The Walking Dead/AMC

Study calls for international action to prevent a 'zombie apocalypse'

The lighter side of infectious diseases research.

PETER DOCKRILL
16 DEC 2015
 

Zombies aren't real, and that's a really good thing. Because if they were real, we wouldn't stand a chance against them, according to a new tongue-in-cheek study published in the Christmas issue of The British Medical Journal (BMJ).

Tara Smith, a researcher at Kent State University, has summarised the epidemiology and pathology of zombie infections from the available source data (largely horror movies and comic books, but also real-world academic literature on the topic) and concluded that we need to act now as a unified global community to tackle this pressing 'health crisis'.

 

"The documented rise of multiple zombie pathogens should be a wake-up call to the international community that we need additional funding and cooperation among scientists and government officials to tackle the looming threat of apocalyptic disease," writes Smith, who in addition to her day job as an infectious diseases researcher is also a member of the Zombie Research Society (yes, such a club exists).

Zombies, she says, have been traced back as far as the 1500s, and go by a number of different names, such as walkers, Zed, Zs, biters, and stiffs, among others. Though the definition of zombie has changed over time, the classical criteria are: a reanimated human corpse, which is relentlessly aggressive, biologically infected, and infectious.

"Although reanimated zombies have been documented for potentially millennia, rage zombies seem to be a more recent phenomenon," Smith notes, which ultimately culminated in attacks that led to the fictionalised quarantine of Britain in 2002 (which some of you may recall from 28 Days Later).

"Symptoms of infection tend to be fairly uniform, regardless of the nature of the pathogen, but the incubation period is highly variable, with time to development of symptoms ranging from seconds to hours or days," writes Smith. "Infected people may clinically die and reanimate, or they may remain alive but with the same aggressive tendencies and taste for human flesh as reanimated zombies."

Zombie outbreaks are primarily transmitted by bites delivered by zombies, but insect vectors, animal-based infections, and weaponised zombie pathogens have all been reported in the past.

"Because of the rapid onset of zombie outbreaks and their society-destroying characteristics, prevention and treatment are largely unexplored," writes Smith. "Severing the bitten area from the body has proved successful in some cases but is not universally preventative, and it is sometimes impossible owing to bite location or the speed of viral incubation."

Another problem is prevention, according to Smith, who says further research into medications that could help stop people turning into zombies is sorely needed.
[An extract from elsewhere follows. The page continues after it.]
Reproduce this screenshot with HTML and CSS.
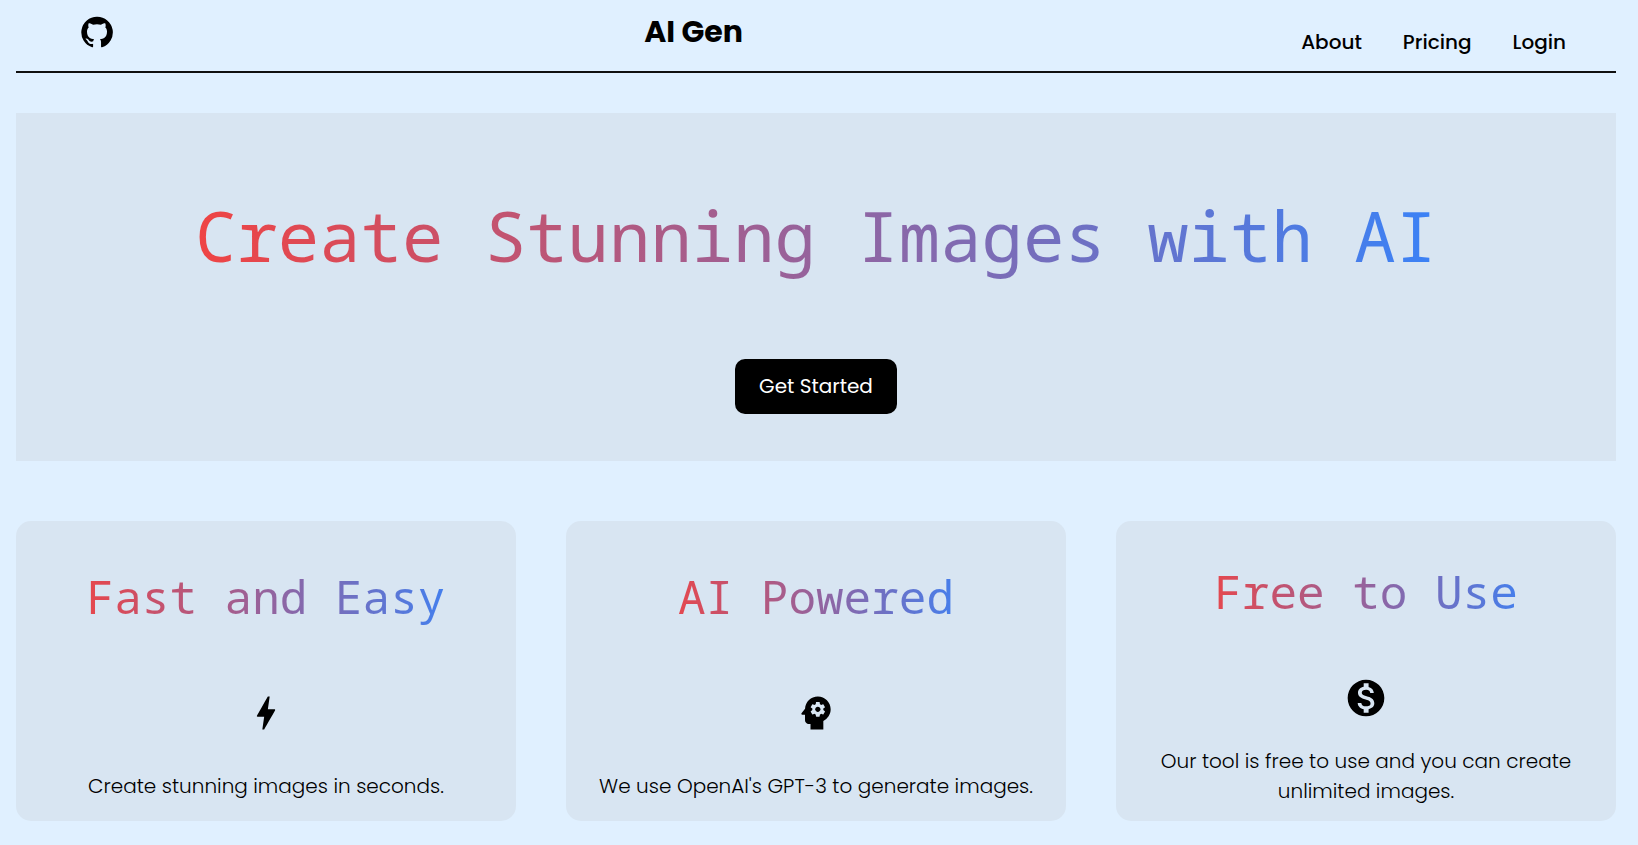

"Vaccines have been difficult to study because of the associated cost and the inadequacy of many laboratories to provide proper containment of zombie pathogens or infected zombies, as well as the diversity of zombifying agents," she writes. "Vaccine hesitancy may make it difficult to achieve society-wide uptake of a zombie vaccine. Even if an effective treatment were developed, it may need to be taken perpetually to prevent the affected person from reverting to zombiism."

As part of the Zombie Research Society, Smith and her fellow members help educate the public about all things undead and shuffling. "We give talks around the country about scientific issues – tied into zombies," she told Rachel Feltman of The Washington Post. "It's a way to bring attention to these subjects that otherwise might not seem interesting. In my case, it's infectious disease."

But while Smith's paper is all in the name of good fun, her eerily realistic assessment of the theoretical threats posed by zombie outbreaks are not a million miles from the language used to discuss actual pandemics – and if that can get people to think more about the transmissibility and risks of actual pathogens, all the better.

"Of course, [Ebola in West Africa] came out of nowhere, in urbanised areas where it has never been seen before," said Smith. "But we had pretty terrible communications globally – a lot of hype and a lot of misunderstanding. And that was really isolated in just West Africa. If we had something like that but it was globally spread, we'd really be in trouble."